There is also unfair competition through parasitic behaviour since, in such a case, the dealer rides on the coat-tails of Monnaie de Paris and takes advantage of its creations to sell a product which the dealer itself has coloured without any authorisation. This practice is also punishable under Article 1382 of the French Civil Code.
Consequently, Monnaie de Paris is insistently asking you not to alter coins issued by it. If you are involved in the production, promotion and marketing of coins issued by Monnaie de Paris which have been coloured, gilded or altered in any other way, you are ordered to cease within a period of fifteen days of receipt of this letter.
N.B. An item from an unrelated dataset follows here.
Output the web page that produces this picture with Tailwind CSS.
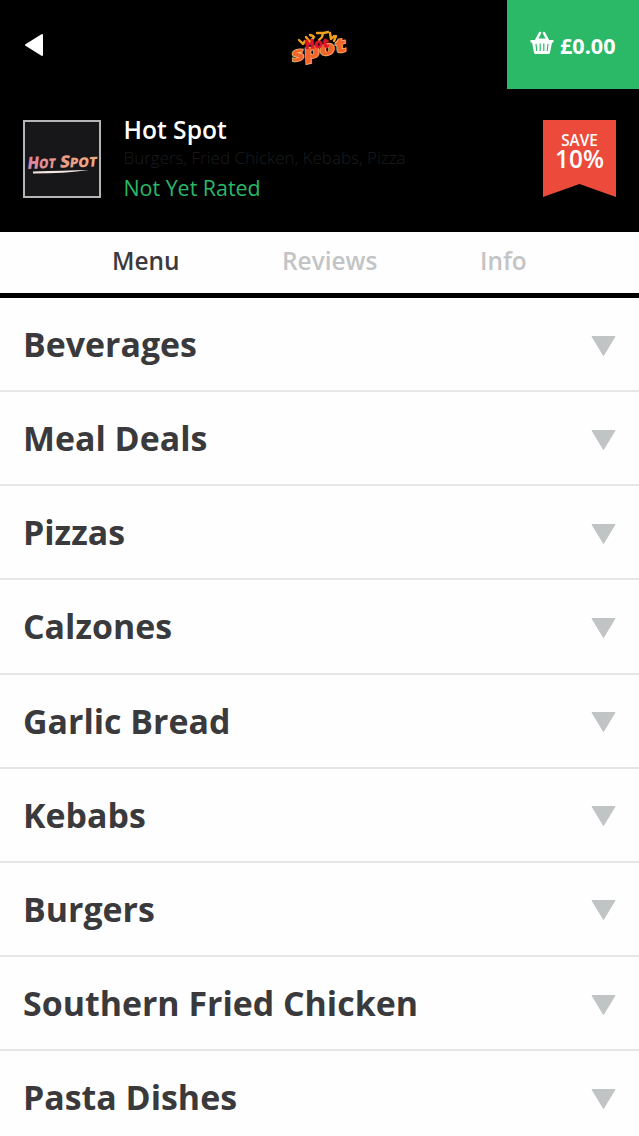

Monnaie de Paris will henceforth take all measures to put an end to such behaviour, to have such behaviour punished and to obtain compensation for the damage suffered, both in and outside France, including:
- breaches will be recorded by a bailiff;
- the French Directorate General for Competition, Consumer Affairs and Repression of Fraud, the supervisory authorities of Monnaie de Paris and the relevant Community and local authorities will be notified;
- with regard to offences committed on the Internet (online promotion and selling), Monnaie de Paris may send formal demands to the hosts of the contentious websites pursuant to Article 6-1-5 of law no. 2004-575 of 21 June 2004 for the purpose of getting the illegal content withdrawn;
- advertising inserts in the written and online press may result in a complaint to the Advertising Ethics Jury of the French professional advertising regulation authority (ARPP), whose decisions are published;
- Monnaie de Paris will also carry out its obligations under Article 40 of the French Criminal Procedure Code by reporting criminally reprehensible behaviour to the Public Prosecutor
- more generally, Monnaie de Paris will initiate all appropriate legal proceedings, before both civil and criminal courts, to put an end to the violations and obtain the relevant financial compensation.